In the second year of King Darius, in the seventh month, on the twenty-first day of the month, the word of the LORD came by the prophet Haggai, saying: 2Speak now to Zerubbabel son of Shealtiel, governor of Judah, and to Joshua son of Jehozadak, the high priest, and to the remnant of the people, and say,
3Who is left among you that saw this house in its former glory?
How does it look to you now? Is it not in your sight as nothing?
4Yet now take courage, O Zerubbabel, says the Lord;
take courage, O Joshua, son of Jehozadak, the high priest;
take courage, all you people of the land, says the Lord;
work, for I am with you, says the Lord of hosts,
5according to the promise that I made you when you came out of Egypt.
My spirit abides among you; do not fear.
6For thus says the Lord of hosts:
Once again, in a little while,
I will shake the heavens and the earth and the sea and the dry land;
7and I will shake all the nations,
so that the treasure of all nations shall come,
and I will fill this house with splendor,
says the Lord of hosts.
8The silver is mine, and the gold is mine, says the Lord of hosts.

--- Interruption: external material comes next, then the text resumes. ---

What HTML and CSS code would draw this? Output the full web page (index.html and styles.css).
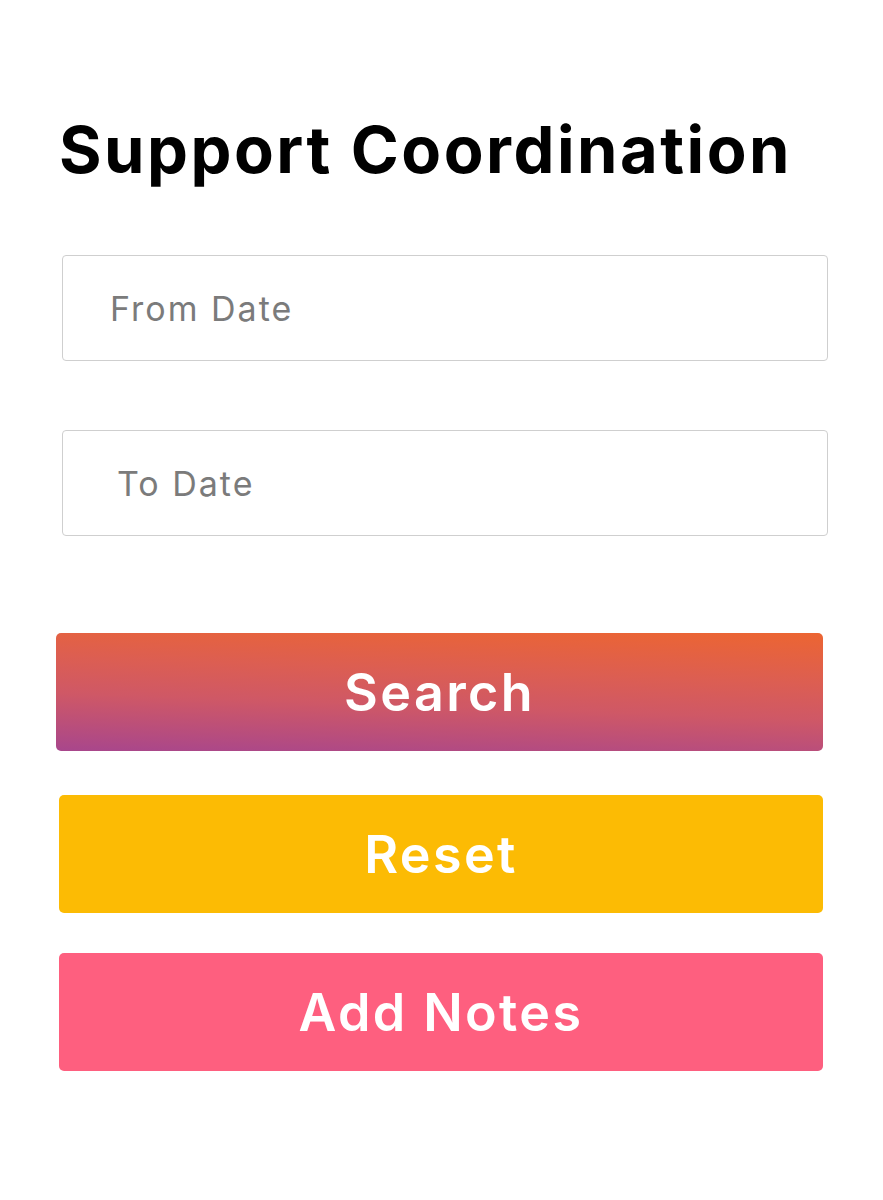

9The latter splendor of this house shall be greater than the former,
says the Lord of hosts; and in this place I will give prosperity,
says the Lord of hosts.
This is the Word of the LORD
Thanks be to God
18Some Sadducees, who say there is no resurrection, came to him and asked him a questions, saying, 19”Teacher, Moses wrote for us that if a man’s brother dies, leaving a wife but no child, the man shall marry the widow and raise up children for his brother. 20There were seven brothers; the first married and, when he died, left no children; 21and the second married the widow and died, leaving no children; and the third likewise; 22none of the seven left children. Last of all the woman herself died. 23In the resurrection whose wife will she be? For the seven had married her.”
24Jesus said to them, “Is not this the reason you are wrong, that you know neither the scriptures nor the power of God? 25For when they rise from the dead, they neither marry nor are given in marriage, but are like angels in heaven. 26And as for the dead being raised, have you not read in the book of Moses, in the story about him and bush, how God said to them, ‘I am the God of Abraham, the God of Isaac, and the God of Jacob?’ 27He is the God not of the dead, but of the living, you are quite wrong.
This is the Word of the Lord
Thanks be to God
Over the last several years, I've noticed something peculiar about American culture. We spend untold amounts of time and money to avoid the reality of our own aging. Maybe it’s because we remember the past more fondly than we read the present. Maybe we look towards the former glory of our houses because we have become discouraged with the work required to maintain them, to rebuild time after time.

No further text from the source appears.